• WHAT TO DO:
Single out each line with the word "styles" and copy it.
# START OF PROVIDED INFORMATION
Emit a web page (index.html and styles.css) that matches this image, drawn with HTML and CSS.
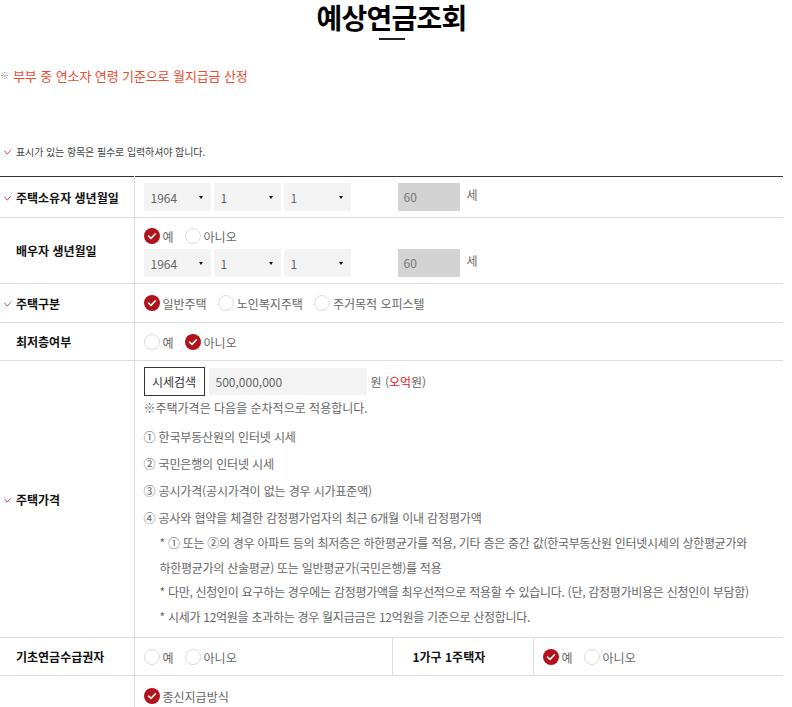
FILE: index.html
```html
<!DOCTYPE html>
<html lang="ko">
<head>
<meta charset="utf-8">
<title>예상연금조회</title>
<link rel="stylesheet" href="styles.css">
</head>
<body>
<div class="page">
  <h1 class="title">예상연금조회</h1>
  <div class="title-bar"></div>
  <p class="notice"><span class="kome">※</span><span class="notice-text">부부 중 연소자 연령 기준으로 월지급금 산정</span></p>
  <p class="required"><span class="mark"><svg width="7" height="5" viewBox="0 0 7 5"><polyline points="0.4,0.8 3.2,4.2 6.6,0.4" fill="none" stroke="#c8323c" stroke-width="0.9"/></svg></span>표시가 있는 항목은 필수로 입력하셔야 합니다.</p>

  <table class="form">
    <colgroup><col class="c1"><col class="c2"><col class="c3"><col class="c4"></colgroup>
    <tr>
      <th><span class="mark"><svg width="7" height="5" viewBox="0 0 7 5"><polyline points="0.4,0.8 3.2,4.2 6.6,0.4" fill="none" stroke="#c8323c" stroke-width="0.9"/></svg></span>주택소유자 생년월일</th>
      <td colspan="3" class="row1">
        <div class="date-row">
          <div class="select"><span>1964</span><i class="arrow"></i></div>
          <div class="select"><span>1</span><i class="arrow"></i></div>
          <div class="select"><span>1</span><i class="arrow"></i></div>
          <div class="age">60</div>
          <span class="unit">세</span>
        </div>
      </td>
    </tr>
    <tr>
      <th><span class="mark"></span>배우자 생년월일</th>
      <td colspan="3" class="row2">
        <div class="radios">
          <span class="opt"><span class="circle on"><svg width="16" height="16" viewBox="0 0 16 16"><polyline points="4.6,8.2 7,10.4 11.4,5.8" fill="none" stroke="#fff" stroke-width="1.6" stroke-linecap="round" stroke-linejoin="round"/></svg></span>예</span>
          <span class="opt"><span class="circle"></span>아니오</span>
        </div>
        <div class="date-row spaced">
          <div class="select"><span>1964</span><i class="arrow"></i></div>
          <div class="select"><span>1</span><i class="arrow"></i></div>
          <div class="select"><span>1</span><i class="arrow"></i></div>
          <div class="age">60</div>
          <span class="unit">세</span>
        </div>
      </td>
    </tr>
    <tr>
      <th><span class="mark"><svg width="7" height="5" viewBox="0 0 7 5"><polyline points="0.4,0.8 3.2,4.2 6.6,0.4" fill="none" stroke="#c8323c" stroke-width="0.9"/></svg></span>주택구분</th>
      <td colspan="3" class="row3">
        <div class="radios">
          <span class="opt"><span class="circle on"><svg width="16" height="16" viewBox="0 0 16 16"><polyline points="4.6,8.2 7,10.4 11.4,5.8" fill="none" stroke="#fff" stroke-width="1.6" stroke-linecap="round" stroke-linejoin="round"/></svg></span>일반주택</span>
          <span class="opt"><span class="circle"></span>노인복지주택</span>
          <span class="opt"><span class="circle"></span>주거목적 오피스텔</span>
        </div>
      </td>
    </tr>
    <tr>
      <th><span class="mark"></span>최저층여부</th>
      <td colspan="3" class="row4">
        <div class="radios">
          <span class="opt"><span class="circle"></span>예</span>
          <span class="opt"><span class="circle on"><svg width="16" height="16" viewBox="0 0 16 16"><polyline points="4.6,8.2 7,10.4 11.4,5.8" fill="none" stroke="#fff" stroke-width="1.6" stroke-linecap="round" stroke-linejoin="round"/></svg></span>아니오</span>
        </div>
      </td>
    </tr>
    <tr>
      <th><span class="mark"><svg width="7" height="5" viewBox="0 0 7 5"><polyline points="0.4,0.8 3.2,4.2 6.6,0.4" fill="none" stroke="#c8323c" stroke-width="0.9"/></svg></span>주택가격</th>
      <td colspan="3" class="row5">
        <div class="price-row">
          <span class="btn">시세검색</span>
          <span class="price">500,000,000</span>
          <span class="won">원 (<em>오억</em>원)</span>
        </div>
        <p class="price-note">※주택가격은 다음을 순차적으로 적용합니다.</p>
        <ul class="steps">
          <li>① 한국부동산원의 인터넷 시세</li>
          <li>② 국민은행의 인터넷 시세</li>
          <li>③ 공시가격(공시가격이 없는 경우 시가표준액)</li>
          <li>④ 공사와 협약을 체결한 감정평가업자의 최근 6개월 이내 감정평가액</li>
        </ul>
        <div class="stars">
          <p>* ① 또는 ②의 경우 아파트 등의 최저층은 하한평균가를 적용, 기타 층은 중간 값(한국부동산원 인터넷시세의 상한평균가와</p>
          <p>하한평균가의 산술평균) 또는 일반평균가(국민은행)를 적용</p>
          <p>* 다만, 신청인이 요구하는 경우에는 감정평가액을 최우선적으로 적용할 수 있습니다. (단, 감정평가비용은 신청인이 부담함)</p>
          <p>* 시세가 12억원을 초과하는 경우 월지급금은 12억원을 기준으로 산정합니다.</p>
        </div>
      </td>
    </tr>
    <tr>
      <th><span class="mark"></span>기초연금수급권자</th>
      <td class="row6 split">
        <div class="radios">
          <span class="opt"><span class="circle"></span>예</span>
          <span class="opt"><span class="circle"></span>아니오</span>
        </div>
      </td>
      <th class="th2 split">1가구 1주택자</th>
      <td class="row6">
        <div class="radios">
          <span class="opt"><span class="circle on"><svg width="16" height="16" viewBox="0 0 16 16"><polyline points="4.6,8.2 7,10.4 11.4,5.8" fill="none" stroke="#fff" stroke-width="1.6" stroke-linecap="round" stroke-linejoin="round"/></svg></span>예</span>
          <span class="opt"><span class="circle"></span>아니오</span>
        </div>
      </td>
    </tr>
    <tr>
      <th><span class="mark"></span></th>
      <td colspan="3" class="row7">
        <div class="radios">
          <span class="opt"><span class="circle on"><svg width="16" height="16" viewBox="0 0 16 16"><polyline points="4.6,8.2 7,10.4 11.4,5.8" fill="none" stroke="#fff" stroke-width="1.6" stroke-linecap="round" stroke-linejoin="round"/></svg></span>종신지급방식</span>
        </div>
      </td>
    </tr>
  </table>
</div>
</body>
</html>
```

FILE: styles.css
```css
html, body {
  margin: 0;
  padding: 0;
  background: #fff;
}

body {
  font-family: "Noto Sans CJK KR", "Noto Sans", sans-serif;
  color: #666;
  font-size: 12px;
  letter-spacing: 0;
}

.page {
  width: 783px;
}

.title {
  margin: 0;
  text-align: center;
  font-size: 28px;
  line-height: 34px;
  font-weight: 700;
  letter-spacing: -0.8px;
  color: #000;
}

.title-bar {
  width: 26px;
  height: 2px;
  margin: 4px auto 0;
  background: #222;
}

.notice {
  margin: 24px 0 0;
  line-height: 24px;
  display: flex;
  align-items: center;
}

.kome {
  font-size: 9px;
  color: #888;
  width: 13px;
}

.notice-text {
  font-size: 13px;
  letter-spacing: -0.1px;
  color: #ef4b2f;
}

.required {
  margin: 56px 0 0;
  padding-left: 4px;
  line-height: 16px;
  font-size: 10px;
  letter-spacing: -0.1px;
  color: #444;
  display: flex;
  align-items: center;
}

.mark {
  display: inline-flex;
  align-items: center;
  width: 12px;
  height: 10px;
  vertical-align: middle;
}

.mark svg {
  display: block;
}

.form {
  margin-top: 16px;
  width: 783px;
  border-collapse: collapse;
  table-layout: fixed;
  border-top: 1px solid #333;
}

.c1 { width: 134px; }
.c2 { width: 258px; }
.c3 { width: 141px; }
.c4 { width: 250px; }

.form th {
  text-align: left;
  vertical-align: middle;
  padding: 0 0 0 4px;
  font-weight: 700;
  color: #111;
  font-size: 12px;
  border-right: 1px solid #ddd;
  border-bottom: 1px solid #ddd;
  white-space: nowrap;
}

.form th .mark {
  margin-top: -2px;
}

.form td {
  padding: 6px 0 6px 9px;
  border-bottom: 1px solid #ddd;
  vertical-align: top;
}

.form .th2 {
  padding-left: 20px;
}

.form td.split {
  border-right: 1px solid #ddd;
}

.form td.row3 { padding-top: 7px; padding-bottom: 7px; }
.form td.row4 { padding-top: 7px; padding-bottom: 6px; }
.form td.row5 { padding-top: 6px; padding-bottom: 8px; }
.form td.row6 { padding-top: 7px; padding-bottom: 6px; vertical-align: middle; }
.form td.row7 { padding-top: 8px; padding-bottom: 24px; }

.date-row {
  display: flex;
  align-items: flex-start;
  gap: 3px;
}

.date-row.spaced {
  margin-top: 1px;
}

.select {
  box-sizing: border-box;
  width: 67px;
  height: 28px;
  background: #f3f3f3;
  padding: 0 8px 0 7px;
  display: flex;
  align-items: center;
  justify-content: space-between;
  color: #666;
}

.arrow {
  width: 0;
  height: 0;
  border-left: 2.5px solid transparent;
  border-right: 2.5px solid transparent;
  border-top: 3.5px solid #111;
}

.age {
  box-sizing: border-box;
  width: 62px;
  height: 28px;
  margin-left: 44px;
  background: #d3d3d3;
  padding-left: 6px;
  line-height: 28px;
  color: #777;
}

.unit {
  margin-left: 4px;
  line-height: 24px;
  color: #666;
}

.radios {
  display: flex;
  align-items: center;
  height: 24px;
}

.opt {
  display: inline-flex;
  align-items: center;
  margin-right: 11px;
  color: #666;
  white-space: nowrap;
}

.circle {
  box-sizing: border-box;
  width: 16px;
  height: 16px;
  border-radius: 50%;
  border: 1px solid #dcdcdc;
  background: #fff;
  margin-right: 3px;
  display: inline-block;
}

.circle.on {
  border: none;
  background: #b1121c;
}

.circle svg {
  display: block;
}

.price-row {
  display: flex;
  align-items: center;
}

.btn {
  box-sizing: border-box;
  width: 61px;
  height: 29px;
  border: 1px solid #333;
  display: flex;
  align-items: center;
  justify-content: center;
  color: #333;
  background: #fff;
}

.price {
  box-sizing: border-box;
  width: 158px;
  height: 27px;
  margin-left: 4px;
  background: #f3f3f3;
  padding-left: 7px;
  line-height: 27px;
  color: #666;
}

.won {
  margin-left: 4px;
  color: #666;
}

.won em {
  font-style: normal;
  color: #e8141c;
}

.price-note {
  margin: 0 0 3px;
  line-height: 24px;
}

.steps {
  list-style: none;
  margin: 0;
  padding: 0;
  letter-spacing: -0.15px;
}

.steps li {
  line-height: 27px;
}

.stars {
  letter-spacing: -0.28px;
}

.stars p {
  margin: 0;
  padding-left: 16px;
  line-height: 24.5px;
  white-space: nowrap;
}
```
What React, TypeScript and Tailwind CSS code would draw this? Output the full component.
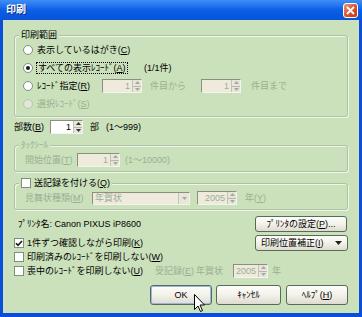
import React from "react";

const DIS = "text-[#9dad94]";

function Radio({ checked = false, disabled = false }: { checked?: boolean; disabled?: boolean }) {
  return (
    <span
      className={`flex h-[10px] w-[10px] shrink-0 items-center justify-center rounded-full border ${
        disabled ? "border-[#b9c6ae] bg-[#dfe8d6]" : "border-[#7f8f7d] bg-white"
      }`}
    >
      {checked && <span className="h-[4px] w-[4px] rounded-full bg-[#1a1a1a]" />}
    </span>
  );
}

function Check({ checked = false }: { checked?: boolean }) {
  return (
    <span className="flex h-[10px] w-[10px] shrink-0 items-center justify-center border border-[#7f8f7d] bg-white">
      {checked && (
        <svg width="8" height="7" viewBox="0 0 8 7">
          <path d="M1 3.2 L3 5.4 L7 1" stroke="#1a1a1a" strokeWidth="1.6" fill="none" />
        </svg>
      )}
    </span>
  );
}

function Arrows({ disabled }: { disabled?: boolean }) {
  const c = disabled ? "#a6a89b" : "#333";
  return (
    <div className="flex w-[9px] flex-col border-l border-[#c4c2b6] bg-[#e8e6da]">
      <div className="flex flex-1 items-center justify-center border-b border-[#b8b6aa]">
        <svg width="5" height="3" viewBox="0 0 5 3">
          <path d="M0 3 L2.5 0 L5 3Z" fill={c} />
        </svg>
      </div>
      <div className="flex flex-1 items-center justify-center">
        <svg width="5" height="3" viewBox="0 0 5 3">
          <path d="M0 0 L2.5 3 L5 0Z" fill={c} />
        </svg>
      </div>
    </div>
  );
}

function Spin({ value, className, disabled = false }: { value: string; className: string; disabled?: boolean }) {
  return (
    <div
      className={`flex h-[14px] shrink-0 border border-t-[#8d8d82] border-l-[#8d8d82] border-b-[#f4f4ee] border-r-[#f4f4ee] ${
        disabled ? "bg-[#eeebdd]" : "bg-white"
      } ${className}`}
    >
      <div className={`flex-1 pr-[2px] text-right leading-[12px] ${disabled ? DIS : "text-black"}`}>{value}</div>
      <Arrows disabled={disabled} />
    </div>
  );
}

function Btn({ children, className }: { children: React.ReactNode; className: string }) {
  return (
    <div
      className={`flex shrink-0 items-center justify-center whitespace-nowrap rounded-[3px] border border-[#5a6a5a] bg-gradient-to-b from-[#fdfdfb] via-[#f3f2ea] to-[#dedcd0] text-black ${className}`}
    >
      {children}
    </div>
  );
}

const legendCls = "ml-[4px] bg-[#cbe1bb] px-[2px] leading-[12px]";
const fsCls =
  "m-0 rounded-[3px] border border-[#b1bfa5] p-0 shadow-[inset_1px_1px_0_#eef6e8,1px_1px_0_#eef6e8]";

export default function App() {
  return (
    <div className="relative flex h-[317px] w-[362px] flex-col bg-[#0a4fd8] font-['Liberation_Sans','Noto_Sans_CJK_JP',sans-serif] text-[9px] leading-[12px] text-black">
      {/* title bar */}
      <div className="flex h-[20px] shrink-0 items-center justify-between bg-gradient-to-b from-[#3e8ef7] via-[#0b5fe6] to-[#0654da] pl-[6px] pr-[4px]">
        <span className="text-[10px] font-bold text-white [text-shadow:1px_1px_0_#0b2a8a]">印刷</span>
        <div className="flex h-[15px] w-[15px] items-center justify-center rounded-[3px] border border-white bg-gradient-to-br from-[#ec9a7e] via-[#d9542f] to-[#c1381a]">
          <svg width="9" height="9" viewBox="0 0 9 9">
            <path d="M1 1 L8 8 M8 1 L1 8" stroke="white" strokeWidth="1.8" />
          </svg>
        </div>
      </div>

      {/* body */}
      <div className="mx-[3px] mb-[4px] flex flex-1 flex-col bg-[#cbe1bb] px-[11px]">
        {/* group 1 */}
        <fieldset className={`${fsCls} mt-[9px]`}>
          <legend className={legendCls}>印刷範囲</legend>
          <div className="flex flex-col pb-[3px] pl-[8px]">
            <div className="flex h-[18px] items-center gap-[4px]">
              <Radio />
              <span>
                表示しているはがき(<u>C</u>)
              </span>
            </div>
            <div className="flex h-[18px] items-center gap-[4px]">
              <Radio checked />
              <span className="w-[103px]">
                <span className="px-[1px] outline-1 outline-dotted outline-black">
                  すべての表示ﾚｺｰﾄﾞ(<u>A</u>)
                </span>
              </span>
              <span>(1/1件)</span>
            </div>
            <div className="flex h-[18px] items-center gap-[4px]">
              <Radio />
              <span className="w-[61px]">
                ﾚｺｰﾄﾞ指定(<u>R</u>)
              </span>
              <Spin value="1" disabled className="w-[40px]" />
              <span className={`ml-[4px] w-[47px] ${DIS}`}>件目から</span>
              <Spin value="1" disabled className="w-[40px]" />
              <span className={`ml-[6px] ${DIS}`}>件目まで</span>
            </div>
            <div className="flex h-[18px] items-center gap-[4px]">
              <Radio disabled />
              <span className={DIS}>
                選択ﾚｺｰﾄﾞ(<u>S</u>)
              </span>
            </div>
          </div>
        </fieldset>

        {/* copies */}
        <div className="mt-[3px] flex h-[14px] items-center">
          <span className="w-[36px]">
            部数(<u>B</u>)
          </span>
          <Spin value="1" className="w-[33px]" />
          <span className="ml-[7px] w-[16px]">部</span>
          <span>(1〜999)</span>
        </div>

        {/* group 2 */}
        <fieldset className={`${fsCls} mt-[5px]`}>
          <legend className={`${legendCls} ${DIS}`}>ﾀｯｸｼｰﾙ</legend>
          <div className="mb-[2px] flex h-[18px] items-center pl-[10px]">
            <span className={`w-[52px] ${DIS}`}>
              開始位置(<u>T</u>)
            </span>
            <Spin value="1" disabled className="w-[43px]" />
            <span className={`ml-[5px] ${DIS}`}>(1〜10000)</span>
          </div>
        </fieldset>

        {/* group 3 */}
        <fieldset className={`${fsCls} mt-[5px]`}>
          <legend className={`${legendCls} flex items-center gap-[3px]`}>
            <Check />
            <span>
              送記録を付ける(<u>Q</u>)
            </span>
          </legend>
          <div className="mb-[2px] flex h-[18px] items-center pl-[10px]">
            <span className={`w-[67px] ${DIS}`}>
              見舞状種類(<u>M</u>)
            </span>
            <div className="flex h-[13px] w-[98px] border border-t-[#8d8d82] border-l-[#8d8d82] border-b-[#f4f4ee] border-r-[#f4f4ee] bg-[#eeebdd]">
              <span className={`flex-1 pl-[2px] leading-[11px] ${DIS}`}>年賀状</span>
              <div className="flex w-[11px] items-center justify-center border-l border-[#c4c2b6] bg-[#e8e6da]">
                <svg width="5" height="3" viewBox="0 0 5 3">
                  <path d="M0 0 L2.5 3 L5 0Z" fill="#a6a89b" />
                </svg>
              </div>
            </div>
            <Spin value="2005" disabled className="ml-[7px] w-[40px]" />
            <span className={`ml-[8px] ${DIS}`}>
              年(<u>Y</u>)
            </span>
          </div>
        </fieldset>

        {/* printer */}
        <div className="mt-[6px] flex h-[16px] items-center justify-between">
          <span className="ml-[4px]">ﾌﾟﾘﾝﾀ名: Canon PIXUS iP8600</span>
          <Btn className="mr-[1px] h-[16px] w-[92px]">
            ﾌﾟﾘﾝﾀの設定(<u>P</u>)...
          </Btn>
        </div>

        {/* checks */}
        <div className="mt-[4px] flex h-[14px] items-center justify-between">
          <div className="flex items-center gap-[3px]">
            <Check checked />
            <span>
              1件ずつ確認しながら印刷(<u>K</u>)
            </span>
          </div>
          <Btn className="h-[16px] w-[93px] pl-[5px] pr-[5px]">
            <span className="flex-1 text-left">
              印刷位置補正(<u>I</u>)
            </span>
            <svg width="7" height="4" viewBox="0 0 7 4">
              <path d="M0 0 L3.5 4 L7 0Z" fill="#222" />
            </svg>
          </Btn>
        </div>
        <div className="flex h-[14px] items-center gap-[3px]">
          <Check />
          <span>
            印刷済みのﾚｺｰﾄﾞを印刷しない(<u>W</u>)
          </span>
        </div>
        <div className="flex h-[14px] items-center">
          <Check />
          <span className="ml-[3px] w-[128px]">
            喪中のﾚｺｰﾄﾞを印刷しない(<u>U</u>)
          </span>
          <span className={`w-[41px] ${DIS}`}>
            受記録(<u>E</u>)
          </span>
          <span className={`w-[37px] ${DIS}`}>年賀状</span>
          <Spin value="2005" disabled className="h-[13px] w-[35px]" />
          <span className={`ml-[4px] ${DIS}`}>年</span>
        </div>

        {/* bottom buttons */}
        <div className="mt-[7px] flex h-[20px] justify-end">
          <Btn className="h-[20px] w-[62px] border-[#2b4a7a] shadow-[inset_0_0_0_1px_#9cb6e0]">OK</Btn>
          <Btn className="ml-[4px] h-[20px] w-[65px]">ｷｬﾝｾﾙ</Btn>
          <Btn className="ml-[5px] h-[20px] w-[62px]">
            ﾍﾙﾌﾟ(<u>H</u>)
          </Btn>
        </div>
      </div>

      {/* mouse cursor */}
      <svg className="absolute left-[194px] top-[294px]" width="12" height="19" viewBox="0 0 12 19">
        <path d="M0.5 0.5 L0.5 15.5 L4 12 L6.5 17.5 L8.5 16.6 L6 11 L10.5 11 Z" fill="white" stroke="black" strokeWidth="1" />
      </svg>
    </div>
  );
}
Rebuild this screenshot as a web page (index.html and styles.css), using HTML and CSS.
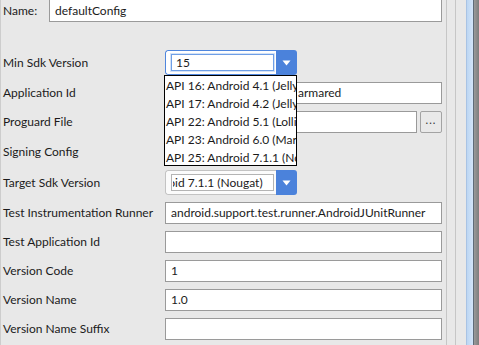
# END OF PROVIDED INFORMATION
• SOLUTION TO THE PROBLEM:
Emit a web page (index.html and styles.css) that matches this image, drawn with HTML and CSS.
<link rel="stylesheet" href="styles.css">
FILE: styles.css
Rebuild this screenshot as a web page (index.html and styles.css), using HTML and CSS.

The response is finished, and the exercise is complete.